In June, they blocked a rule from coming to the floor for the first time in over two-decades, bringing all legislative business to a halt for a whole week.
While they worked out a compromise to re-open the floor, the future was bleak. Gaetz and company would occasionally block the rules on the floor for the rest of the year, bringing down bills conservatives disagreed with before they could even be debated.
Then came the government funding fight.
House Republicans tried to pass all 12 appropriations bills, but in the time frame they were given, it was a tough task—especially if conservatives were going to block bills they didn’t think went far enough. Congress was headed toward an imminent government shutdown.
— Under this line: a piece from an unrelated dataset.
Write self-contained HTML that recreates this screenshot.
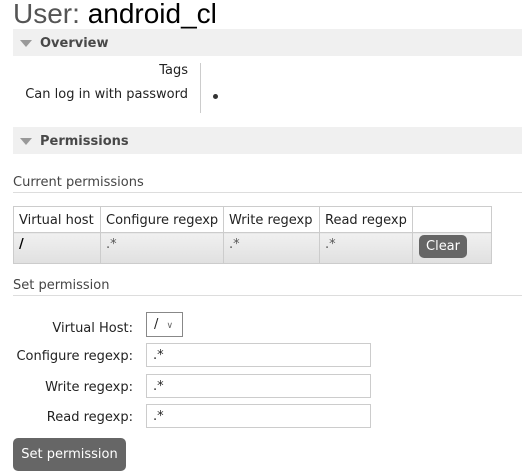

So McCarthy, who had previously put a conservative stopgap spending bill on the floor that failed due to hardline conservative opposition, decided to do the only thing that would keep the government open: he put a clean, short-term funding bill on the floor and passed it with Democratic votes.
That heresy, a standard practice for decades in Congress, was enough of a redline for Gaetz. He told reporters earlier that month that if McCarthy put a clean continuing resolution on the floor, then it would be the end of the Californian’s speakership.
“Shot, chaser; continuing resolution, motion to vacate,” Gaetz said at the time.
Gaetz followed through on the threat. He filed the motion to vacate on Oct. 2, two days after the continuing resolution passed the House.
Right after filing the motion to vacate the chair, Gaetz boasted to reporters that he was going to boot the then-speaker because of the policies he had pushed and because he believed McCarthy had failed to uphold his end of a secret deal brokered during the January speaker fight.
“It’s so funny that I come out here… and I lay out in technicolor the specific areas of breach of the agreement,” Gaetz said on Oct. 2, right after filing the motion to vacate, pushing back on reporter suggestions that his issue with McCarthy was personal.
“This has nothing to do with a personality; this has to do with breach of an agreement,” he said.
Despite his protests, McCarthy and his allies were adamant the reason Gaetz wanted him gone was because he wanted the ethics investigation gone.
That ethics probe—started under former Speaker Nancy Pelosi (D-CA)—is focused on the child sex trafficking allegations against him, as The Daily Beast reported on Wednesday. But the Speaker of the House isn’t supposed to have control over the targets of the committee. Those are the rules, at least. Not to give Gaetz’s claims too much credence, but the Ethics Committee has operated in a largely political, toothless fashion for decades.
But the Ethics Committee also hasn’t had much experience dismissing child sex trafficking allegations.
A person briefed on the committee’s work said investigators were “zeroing in” on those allegations, and the committee has contacted a number of women at the center of the child sex trafficking probe, including the former minor. This person expected interviews with a number of subjects in the coming weeks.
While the communications may convincingly show Gaetz’s real motivation for targeting McCarthy, there’s one person who’s unlikely to be surprised by the revelation: McCarthy himself.
When McCarthy was asked why he thought Gaetz was going after him on Dec. 14, the former speaker was very clear.
“We all know it's the ethics complaint on Gaetz,” McCarthy told a group of reporters. “He's doing everything to make sure it doesn't come out, and he doesn't care about anything else. People study that type of crazy mind, right? Mainly, the FBI."